DATA SHOWN:

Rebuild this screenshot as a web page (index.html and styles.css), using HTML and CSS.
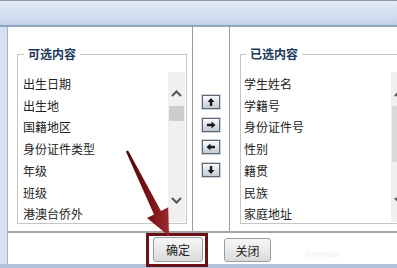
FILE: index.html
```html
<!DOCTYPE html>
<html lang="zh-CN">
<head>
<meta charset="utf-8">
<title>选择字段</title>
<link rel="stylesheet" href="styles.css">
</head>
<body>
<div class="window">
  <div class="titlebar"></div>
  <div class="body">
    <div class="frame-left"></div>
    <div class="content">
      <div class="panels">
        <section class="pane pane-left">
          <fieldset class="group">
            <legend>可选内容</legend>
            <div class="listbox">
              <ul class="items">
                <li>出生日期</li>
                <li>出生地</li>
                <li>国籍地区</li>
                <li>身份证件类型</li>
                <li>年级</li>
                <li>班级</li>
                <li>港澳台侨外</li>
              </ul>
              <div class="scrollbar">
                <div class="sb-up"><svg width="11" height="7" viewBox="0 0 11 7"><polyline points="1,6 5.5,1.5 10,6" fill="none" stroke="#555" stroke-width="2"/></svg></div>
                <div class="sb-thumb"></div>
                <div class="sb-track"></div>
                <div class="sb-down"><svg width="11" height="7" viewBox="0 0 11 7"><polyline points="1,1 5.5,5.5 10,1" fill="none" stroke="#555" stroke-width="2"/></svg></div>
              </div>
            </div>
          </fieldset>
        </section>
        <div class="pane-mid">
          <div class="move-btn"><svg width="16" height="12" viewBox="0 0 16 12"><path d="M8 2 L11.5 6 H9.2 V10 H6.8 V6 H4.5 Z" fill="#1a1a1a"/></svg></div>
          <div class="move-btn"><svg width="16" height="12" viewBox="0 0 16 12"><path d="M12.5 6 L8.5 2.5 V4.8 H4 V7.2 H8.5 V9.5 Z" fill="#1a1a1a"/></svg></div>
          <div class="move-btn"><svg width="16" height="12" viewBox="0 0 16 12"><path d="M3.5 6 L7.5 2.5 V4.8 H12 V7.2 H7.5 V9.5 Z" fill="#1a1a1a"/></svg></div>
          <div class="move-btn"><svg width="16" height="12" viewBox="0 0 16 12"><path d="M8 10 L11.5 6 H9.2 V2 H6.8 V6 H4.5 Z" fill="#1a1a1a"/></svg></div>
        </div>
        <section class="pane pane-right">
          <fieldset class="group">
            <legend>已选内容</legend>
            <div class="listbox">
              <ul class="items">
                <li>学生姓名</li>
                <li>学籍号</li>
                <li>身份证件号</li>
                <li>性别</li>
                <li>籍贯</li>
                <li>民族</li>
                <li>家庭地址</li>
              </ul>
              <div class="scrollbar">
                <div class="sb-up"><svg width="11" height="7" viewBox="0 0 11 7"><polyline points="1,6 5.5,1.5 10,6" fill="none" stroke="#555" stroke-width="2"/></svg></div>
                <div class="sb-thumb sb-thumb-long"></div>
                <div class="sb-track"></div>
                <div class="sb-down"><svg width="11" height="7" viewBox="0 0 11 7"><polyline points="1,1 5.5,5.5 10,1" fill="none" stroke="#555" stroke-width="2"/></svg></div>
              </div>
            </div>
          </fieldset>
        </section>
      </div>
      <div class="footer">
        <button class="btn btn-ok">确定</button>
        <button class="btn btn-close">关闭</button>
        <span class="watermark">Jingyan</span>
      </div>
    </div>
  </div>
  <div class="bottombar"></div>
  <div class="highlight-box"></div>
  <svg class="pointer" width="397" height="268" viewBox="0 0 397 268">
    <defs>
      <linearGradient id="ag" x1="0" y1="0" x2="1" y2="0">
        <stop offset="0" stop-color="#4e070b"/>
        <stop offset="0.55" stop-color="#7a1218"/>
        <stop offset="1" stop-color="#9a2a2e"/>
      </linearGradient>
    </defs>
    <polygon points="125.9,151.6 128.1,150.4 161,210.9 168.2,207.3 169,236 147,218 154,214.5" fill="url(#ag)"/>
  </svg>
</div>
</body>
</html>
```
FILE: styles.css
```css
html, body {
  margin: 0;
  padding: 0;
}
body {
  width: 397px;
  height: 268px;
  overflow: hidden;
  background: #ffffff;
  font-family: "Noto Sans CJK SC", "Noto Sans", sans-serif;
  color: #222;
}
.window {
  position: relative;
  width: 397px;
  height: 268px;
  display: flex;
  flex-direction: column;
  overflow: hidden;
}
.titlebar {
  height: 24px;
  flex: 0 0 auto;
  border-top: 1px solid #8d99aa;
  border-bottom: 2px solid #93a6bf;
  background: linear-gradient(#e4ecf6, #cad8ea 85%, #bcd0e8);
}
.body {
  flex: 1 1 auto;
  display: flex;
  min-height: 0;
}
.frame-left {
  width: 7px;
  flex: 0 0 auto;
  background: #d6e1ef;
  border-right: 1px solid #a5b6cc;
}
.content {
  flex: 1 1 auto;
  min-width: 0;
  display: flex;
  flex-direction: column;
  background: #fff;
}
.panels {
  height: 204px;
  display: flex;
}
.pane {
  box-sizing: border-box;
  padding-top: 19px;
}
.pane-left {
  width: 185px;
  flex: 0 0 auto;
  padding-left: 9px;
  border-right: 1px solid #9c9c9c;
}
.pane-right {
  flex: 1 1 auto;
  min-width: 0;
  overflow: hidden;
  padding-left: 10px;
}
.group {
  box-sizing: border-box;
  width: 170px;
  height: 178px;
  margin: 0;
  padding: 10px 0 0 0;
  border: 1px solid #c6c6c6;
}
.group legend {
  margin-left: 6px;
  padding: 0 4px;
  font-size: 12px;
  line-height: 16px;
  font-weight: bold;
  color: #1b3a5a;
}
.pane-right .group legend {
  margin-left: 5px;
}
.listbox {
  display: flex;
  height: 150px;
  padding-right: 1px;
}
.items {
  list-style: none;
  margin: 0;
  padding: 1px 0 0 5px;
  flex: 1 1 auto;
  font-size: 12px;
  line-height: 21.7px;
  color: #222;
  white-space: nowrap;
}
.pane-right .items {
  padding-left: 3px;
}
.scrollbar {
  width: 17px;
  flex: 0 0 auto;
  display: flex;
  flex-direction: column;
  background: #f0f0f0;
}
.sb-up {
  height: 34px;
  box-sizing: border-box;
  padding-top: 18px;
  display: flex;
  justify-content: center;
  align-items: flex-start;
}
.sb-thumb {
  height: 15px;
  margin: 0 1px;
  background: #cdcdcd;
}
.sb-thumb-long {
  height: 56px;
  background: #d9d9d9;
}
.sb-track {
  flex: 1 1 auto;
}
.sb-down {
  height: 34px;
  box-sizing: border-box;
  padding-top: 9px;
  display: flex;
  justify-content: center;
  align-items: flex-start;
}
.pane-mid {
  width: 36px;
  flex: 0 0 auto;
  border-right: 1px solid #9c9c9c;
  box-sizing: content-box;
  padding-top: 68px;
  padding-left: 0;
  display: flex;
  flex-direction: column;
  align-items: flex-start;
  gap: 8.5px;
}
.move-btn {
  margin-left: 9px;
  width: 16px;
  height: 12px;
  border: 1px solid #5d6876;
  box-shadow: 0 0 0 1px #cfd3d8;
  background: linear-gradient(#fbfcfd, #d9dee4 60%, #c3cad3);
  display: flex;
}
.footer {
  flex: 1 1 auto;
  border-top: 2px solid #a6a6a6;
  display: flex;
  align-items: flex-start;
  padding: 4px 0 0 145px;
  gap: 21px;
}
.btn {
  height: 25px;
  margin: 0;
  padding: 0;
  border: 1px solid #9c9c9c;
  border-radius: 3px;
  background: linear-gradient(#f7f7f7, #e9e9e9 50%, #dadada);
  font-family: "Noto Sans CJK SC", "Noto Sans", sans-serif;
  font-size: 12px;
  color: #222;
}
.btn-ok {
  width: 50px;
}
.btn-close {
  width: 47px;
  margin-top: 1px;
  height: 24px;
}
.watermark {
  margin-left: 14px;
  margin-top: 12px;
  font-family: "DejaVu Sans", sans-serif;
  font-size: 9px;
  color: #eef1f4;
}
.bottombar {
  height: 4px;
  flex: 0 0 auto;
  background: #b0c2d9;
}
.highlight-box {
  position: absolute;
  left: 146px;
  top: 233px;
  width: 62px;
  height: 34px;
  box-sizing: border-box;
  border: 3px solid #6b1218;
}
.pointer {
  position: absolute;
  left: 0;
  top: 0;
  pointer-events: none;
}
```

EXERCISE REQUIREMENTS: Show the lines from the data above that contain the string "styles".

ANSWER FOR THE TASK:
Rebuild this screenshot as a web page (index.html and styles.css), using HTML and CSS.
<link rel="stylesheet" href="styles.css">
FILE: styles.css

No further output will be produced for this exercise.